#### Given task:
Copy every line of the listing that holds the string "this".

>> Begin Data lines

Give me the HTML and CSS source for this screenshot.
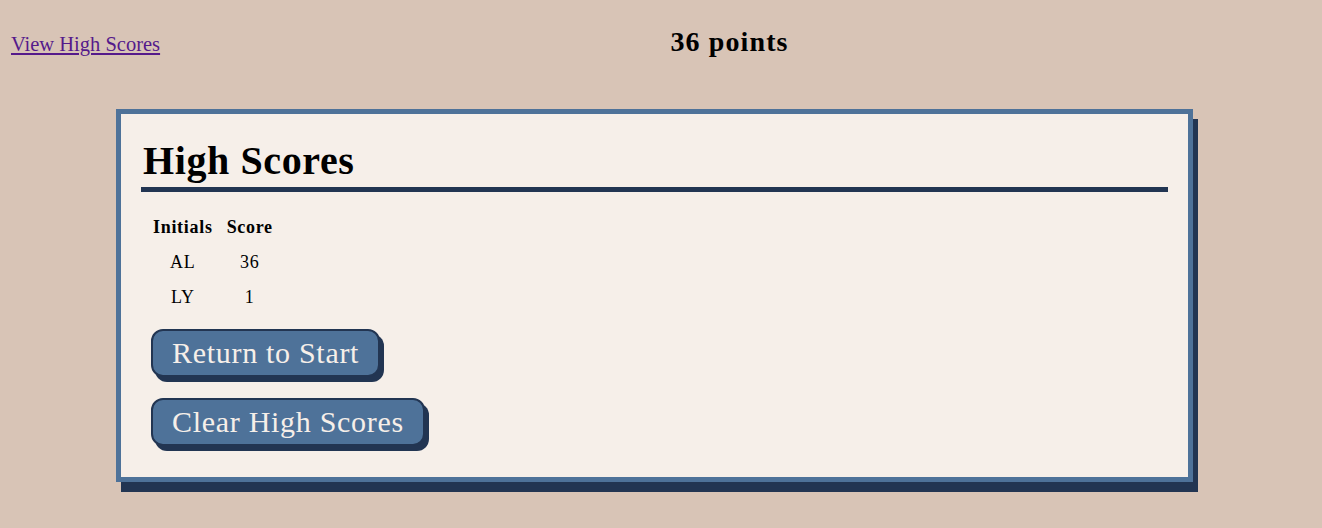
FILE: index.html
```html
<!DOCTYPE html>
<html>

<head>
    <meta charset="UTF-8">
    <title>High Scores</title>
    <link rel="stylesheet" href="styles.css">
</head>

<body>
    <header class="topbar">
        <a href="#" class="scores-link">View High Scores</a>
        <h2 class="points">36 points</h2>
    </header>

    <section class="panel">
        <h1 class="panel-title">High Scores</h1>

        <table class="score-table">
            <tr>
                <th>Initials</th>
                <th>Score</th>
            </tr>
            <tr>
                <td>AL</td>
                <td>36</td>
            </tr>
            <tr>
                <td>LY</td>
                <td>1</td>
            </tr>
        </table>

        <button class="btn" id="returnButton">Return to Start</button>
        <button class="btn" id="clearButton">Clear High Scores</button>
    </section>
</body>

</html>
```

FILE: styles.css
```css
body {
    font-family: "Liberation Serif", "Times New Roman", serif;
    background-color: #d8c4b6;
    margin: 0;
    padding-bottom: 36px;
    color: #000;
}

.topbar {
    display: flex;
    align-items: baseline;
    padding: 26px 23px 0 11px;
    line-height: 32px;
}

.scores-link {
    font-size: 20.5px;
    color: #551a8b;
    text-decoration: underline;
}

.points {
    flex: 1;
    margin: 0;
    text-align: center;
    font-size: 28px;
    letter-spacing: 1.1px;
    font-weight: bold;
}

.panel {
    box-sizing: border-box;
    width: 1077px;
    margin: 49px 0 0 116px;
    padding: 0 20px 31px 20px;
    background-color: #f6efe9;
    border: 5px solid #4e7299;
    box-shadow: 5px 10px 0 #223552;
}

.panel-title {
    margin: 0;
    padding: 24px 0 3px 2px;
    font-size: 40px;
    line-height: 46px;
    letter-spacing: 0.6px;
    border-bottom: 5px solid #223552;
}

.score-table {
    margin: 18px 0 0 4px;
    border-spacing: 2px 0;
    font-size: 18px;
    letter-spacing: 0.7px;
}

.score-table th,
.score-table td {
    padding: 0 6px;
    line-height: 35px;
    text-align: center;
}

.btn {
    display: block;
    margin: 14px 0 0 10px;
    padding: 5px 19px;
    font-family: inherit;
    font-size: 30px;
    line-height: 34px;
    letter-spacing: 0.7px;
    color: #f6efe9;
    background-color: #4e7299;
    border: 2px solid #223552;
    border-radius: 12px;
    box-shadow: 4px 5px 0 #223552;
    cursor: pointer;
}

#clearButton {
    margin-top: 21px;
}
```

>> End Data lines
>> Begin Data lines

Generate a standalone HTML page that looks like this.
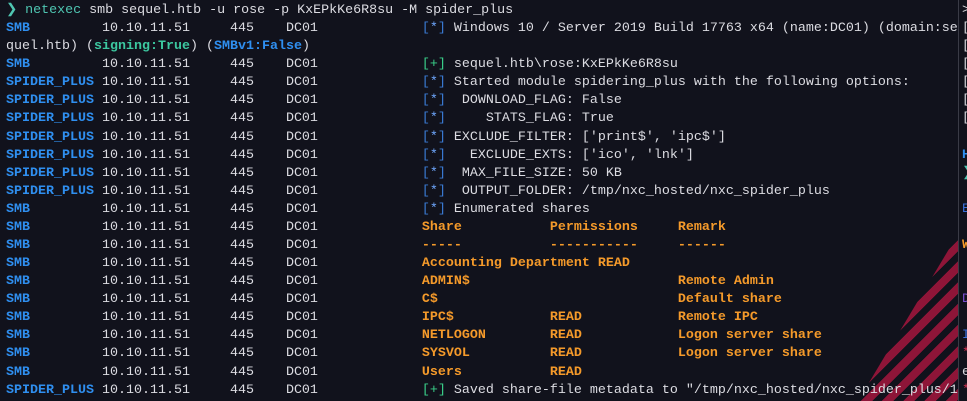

>> End Data lines
>> Begin Data lines

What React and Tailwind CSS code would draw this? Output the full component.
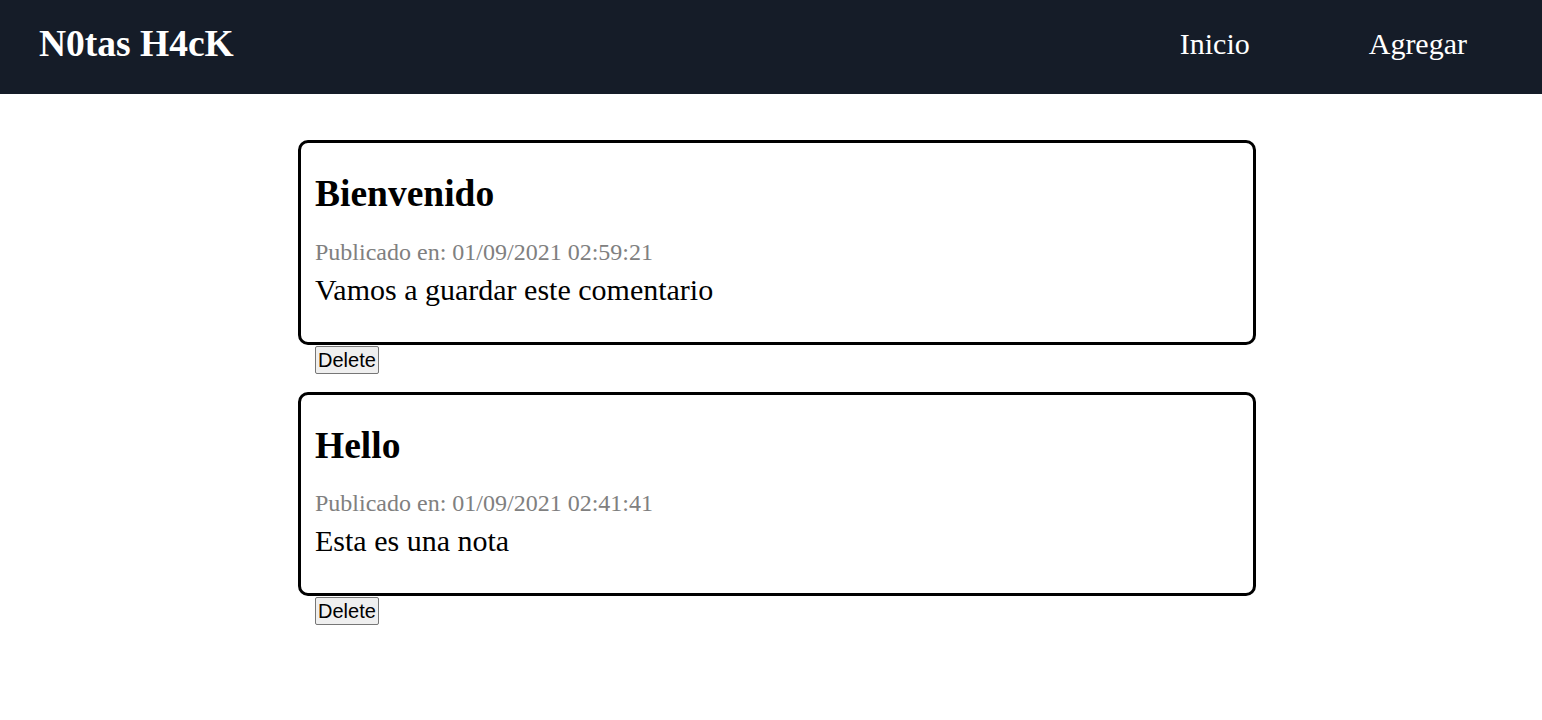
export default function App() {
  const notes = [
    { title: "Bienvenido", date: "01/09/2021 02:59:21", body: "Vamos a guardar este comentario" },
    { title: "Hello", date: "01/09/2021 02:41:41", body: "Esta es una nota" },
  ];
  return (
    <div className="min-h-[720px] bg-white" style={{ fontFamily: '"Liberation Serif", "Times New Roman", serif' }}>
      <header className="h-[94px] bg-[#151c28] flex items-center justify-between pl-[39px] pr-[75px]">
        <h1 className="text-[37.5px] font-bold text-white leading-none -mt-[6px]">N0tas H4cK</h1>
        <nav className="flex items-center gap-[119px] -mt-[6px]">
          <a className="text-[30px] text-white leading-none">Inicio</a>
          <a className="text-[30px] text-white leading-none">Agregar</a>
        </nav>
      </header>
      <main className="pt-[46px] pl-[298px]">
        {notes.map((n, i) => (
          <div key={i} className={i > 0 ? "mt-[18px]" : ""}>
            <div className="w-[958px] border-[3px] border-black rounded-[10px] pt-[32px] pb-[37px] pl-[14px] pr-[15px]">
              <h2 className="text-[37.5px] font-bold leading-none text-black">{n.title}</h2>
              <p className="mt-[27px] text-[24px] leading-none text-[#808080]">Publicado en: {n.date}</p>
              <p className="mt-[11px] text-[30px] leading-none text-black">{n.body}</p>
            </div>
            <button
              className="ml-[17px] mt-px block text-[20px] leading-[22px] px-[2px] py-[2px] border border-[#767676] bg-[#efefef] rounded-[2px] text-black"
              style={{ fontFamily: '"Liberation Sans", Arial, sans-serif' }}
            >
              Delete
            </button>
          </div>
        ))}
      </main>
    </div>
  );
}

>> End Data lines

#### Result:
Give me the HTML and CSS source for this screenshot.
Generate a standalone HTML page that looks like this.
What React and Tailwind CSS code would draw this? Output the full component.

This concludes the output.